Task objective >>
Transcribe all of the material exactly. Any picture in it should be left out.
:::::
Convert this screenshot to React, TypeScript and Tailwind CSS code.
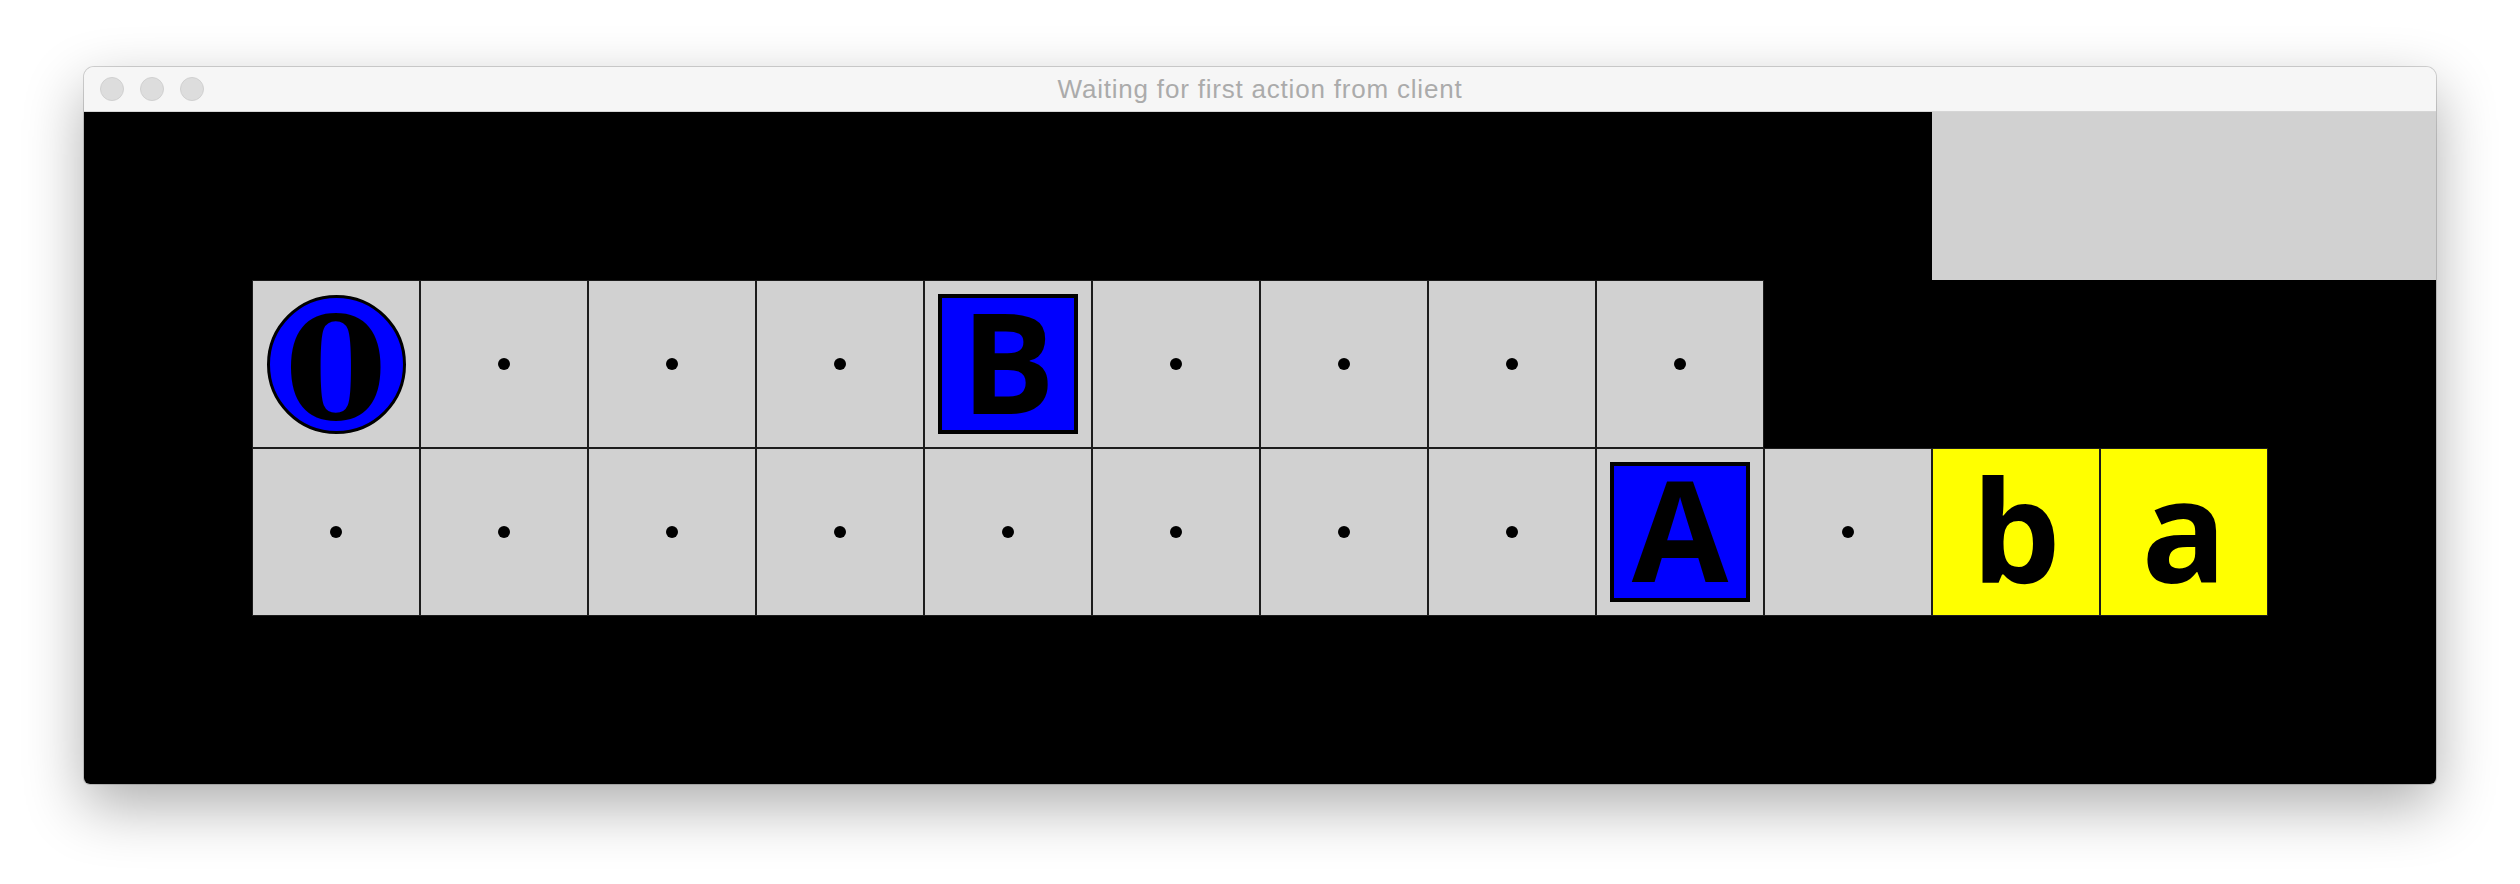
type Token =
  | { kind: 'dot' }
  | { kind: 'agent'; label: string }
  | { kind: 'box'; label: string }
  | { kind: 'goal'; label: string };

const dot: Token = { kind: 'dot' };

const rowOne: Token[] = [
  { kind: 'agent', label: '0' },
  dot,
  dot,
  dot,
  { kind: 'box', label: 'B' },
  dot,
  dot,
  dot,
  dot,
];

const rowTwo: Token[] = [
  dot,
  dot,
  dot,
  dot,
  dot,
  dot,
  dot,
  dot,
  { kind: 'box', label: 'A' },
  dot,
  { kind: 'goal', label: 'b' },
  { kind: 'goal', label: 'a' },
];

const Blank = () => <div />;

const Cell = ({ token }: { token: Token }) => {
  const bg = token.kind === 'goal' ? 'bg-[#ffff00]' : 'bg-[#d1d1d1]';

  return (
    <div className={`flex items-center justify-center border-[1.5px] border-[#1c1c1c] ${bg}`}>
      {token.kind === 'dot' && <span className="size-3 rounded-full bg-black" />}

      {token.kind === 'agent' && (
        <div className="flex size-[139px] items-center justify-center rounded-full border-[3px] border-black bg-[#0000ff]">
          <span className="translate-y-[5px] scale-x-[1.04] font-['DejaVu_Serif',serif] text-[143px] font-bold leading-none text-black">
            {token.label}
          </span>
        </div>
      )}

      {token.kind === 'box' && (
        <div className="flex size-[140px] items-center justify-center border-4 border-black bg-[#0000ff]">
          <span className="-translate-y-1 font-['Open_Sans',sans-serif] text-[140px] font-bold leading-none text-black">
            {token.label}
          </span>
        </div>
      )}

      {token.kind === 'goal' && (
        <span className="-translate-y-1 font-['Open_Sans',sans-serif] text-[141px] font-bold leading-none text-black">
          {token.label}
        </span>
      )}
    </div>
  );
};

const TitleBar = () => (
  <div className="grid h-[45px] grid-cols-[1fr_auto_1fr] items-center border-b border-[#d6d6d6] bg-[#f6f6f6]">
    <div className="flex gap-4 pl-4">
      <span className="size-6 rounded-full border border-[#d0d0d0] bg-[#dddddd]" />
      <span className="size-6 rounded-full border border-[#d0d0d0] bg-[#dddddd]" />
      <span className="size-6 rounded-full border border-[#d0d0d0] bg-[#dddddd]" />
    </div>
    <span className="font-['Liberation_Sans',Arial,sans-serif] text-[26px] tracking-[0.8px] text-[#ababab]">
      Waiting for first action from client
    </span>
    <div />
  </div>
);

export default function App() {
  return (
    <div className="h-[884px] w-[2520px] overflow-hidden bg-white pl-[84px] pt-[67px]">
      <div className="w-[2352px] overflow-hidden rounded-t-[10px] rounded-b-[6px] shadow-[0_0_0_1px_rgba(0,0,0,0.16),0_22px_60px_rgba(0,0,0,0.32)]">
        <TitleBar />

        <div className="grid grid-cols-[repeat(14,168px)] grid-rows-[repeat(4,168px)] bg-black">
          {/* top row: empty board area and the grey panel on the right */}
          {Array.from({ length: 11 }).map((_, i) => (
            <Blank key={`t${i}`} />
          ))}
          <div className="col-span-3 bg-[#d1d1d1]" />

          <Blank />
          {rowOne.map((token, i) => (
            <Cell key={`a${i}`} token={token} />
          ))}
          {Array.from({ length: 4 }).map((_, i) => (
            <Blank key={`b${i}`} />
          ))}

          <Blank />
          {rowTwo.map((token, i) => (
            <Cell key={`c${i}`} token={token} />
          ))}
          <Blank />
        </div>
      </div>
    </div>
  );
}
:::::
Reply >>
Convert this screenshot to React, TypeScript and Tailwind CSS code.
type Token =
  | { kind: 'dot' }
  | { kind: 'agent'; label: string }
  | { kind: 'box'; label: string }
  | { kind: 'goal'; label: string };

const dot: Token = { kind: 'dot' };

const rowOne: Token[] = [
  { kind: 'agent', label: '0' },
  dot,
  dot,
  dot,
  { kind: 'box', label: 'B' },
  dot,
  dot,
  dot,
  dot,
];

const rowTwo: Token[] = [
  dot,
  dot,
  dot,
  dot,
  dot,
  dot,
  dot,
  dot,
  { kind: 'box', label: 'A' },
  dot,
  { kind: 'goal', label: 'b' },
  { kind: 'goal', label: 'a' },
];

const Blank = () => <div />;

const Cell = ({ token }: { token: Token }) => {
  const bg = token.kind === 'goal' ? 'bg-[#ffff00]' : 'bg-[#d1d1d1]';

  return (
    <div className={`flex items-center justify-center border-[1.5px] border-[#1c1c1c] ${bg}`}>
      {token.kind === 'dot' && <span className="size-3 rounded-full bg-black" />}

      {token.kind === 'agent' && (
        <div className="flex size-[139px] items-center justify-center rounded-full border-[3px] border-black bg-[#0000ff]">
          <span className="translate-y-[5px] scale-x-[1.04] font-['DejaVu_Serif',serif] text-[143px] font-bold leading-none text-black">
            {token.label}
          </span>
        </div>
      )}

      {token.kind === 'box' && (
        <div className="flex size-[140px] items-center justify-center border-4 border-black bg-[#0000ff]">
          <span className="-translate-y-1 font-['Open_Sans',sans-serif] text-[140px] font-bold leading-none text-black">
            {token.label}
          </span>
        </div>
      )}

      {token.kind === 'goal' && (
        <span className="-translate-y-1 font-['Open_Sans',sans-serif] text-[141px] font-bold leading-none text-black">
          {token.label}
        </span>
      )}
    </div>
  );
};

const TitleBar = () => (
  <div className="grid h-[45px] grid-cols-[1fr_auto_1fr] items-center border-b border-[#d6d6d6] bg-[#f6f6f6]">
    <div className="flex gap-4 pl-4">
      <span className="size-6 rounded-full border border-[#d0d0d0] bg-[#dddddd]" />
      <span className="size-6 rounded-full border border-[#d0d0d0] bg-[#dddddd]" />
      <span className="size-6 rounded-full border border-[#d0d0d0] bg-[#dddddd]" />
    </div>
    <span className="font-['Liberation_Sans',Arial,sans-serif] text-[26px] tracking-[0.8px] text-[#ababab]">
      Waiting for first action from client
    </span>
    <div />
  </div>
);

export default function App() {
  return (
    <div className="h-[884px] w-[2520px] overflow-hidden bg-white pl-[84px] pt-[67px]">
      <div className="w-[2352px] overflow-hidden rounded-t-[10px] rounded-b-[6px] shadow-[0_0_0_1px_rgba(0,0,0,0.16),0_22px_60px_rgba(0,0,0,0.32)]">
        <TitleBar />

        <div className="grid grid-cols-[repeat(14,168px)] grid-rows-[repeat(4,168px)] bg-black">
          {/* top row: empty board area and the grey panel on the right */}
          {Array.from({ length: 11 }).map((_, i) => (
            <Blank key={`t${i}`} />
          ))}
          <div className="col-span-3 bg-[#d1d1d1]" />

          <Blank />
          {rowOne.map((token, i) => (
            <Cell key={`a${i}`} token={token} />
          ))}
          {Array.from({ length: 4 }).map((_, i) => (
            <Blank key={`b${i}`} />
          ))}

          <Blank />
          {rowTwo.map((token, i) => (
            <Cell key={`c${i}`} token={token} />
          ))}
          <Blank />
        </div>
      </div>
    </div>
  );
}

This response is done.